Of course, if you went with the more expensive setup at $334.67, you’re going to have to make 15 batches of beer before you break even — that’s 75 gallons of beer, or about 615 bottles.
This is basically the predicament in which Garrett and I find ourselves. The reality is, we’re not saving any money by homebrewing. I would venture a guess that nobody really does. Keep in mind, even the optimistic scenario laid out above assumes a number or things, i.e.: (1) that you’re sticking to the cheap recipe kits at the homebrew shop; (2) that you would normally buy an expensive craft beer like Fat Tire at a liquor store; (3) that you don’t end up with any spoiled batches of homebrew; and (4) that you’re not giving any of your precious homebrewed beer away as gifts to eager friends and family, which, let’s face it, you will be.

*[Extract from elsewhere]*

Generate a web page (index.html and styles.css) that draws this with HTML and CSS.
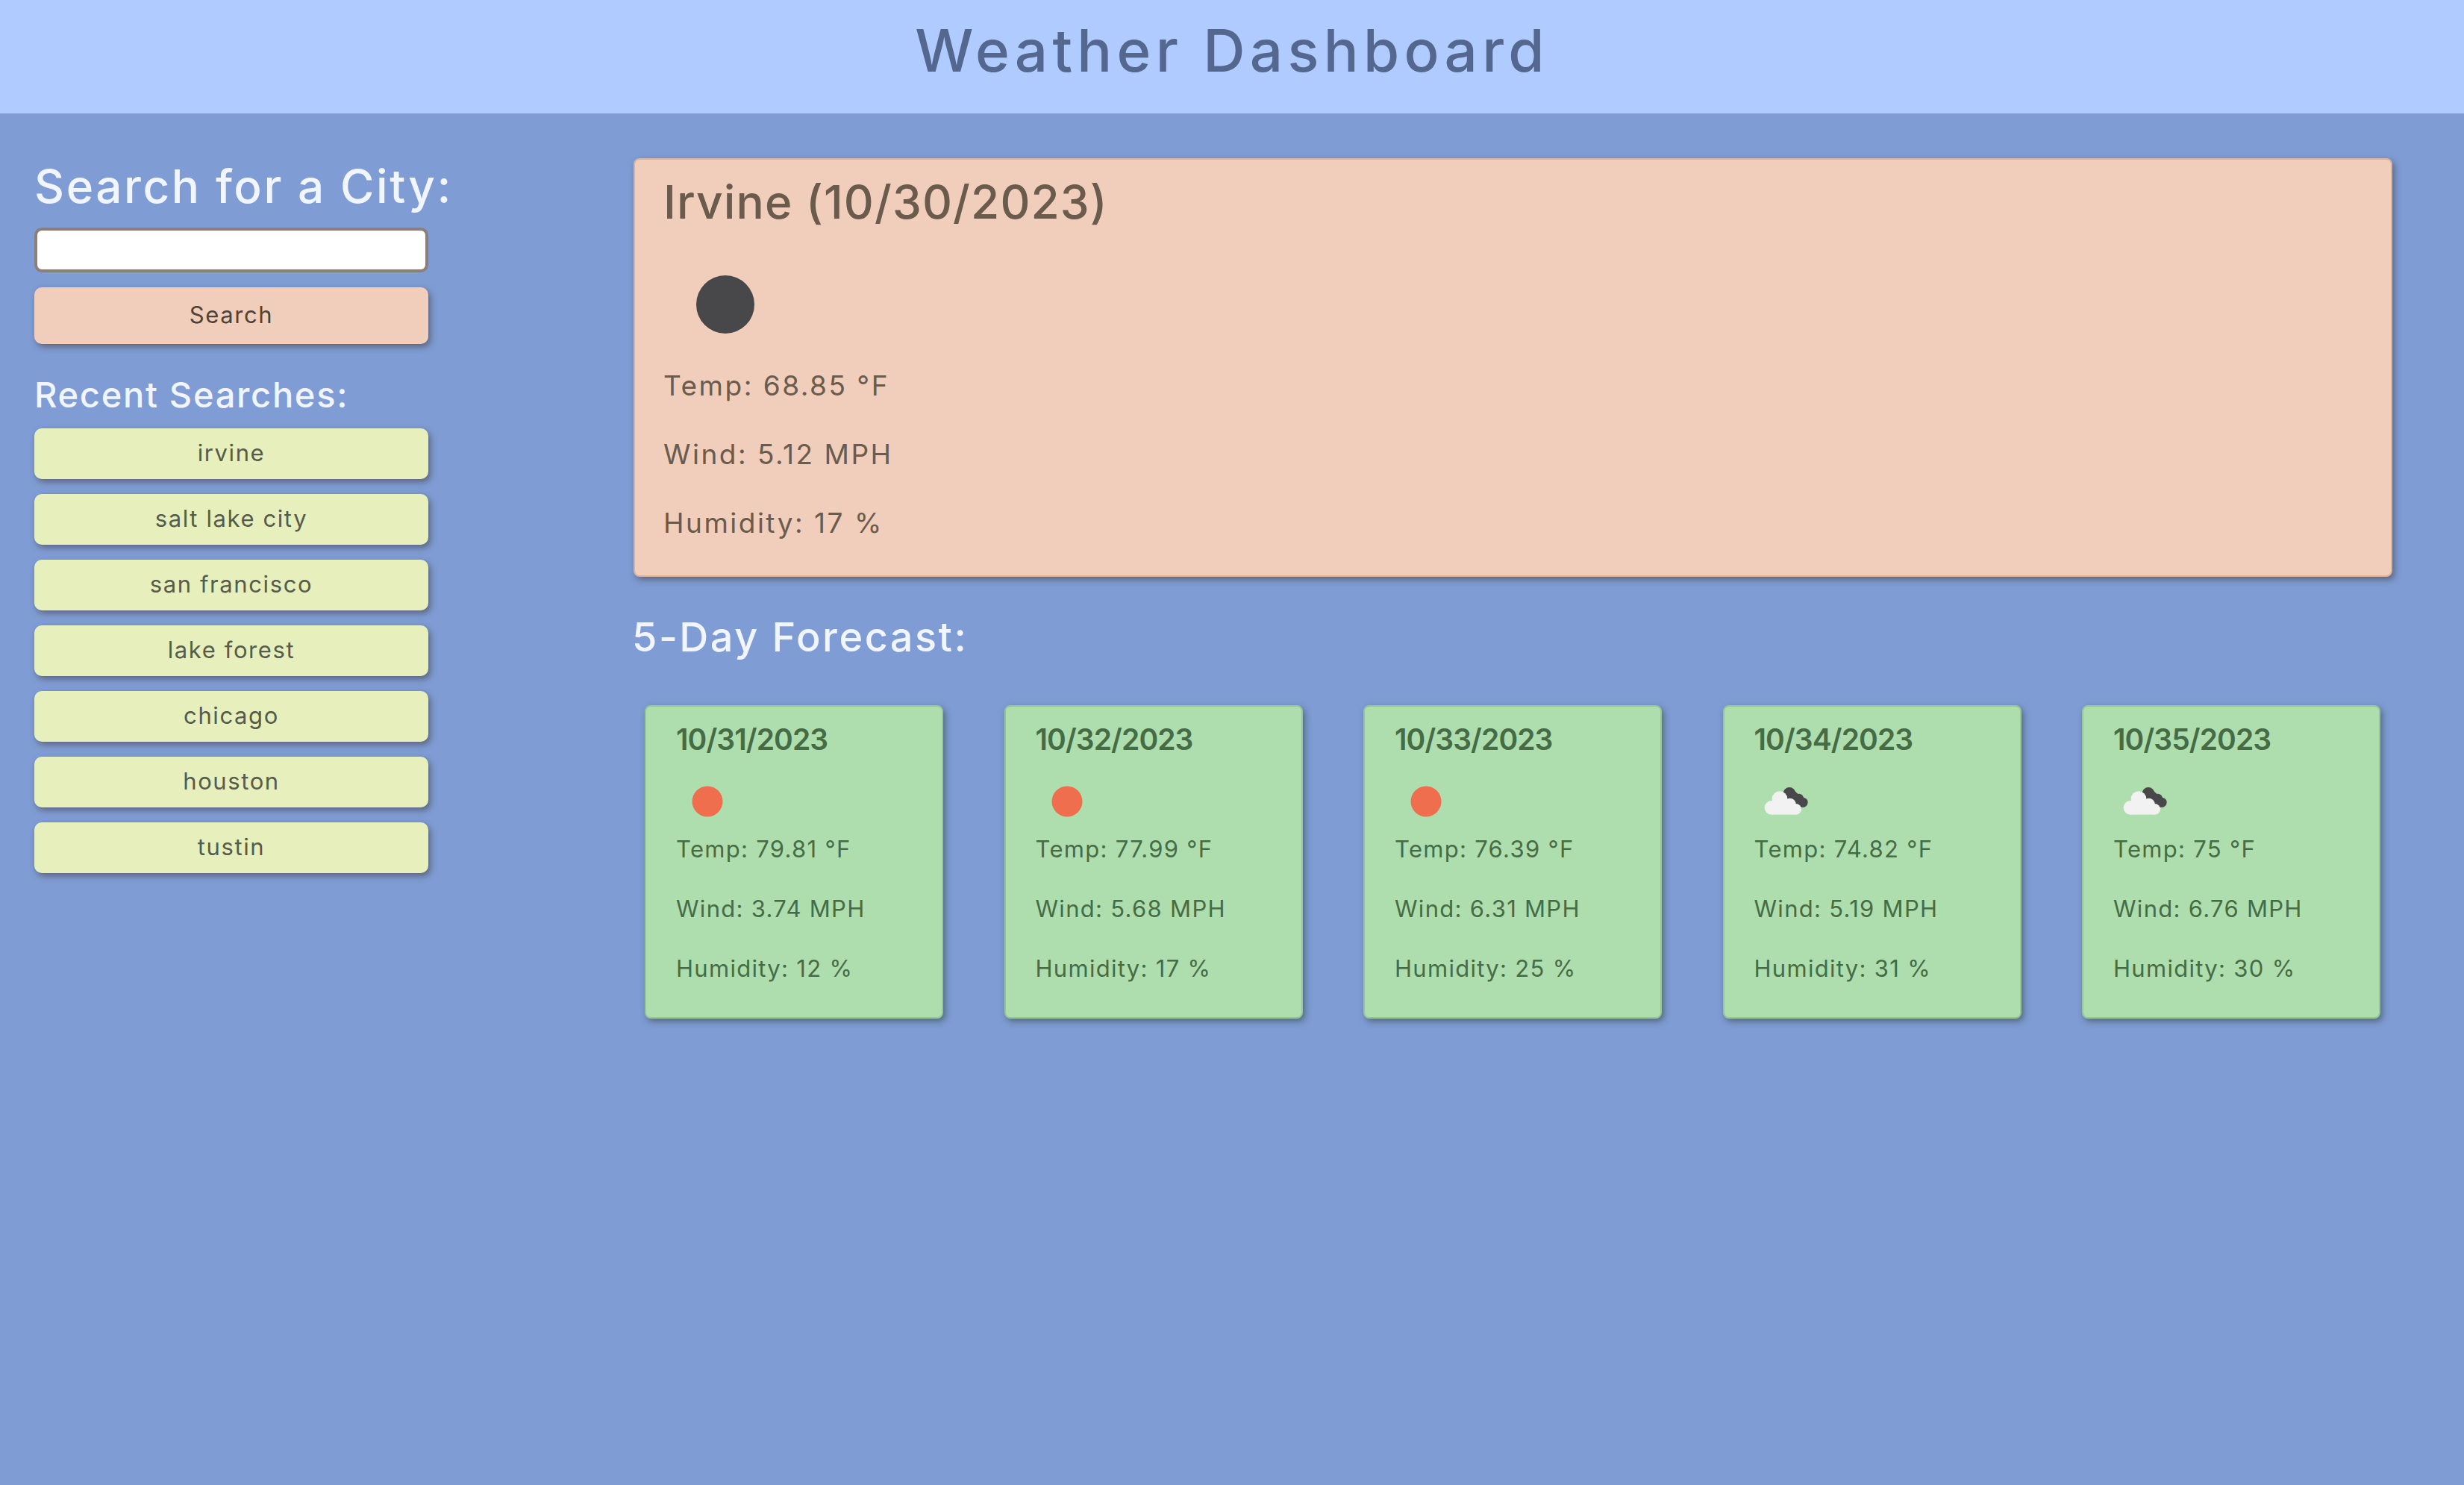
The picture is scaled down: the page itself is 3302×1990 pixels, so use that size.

On top of all this, economically speaking, there is the opportunity cost associated with spending several hours every few weekends brewing and/or bottling beer. Of course, the brewing process is part of the fun — in fact, it’s pretty much the whole point of homebrewing — and that’s really the bottom line. Homebrewing is for those who have a genuine fascination with the brewing process. There are plenty of prepackaged options already waiting at the liquor store for those who just want to drink good beer.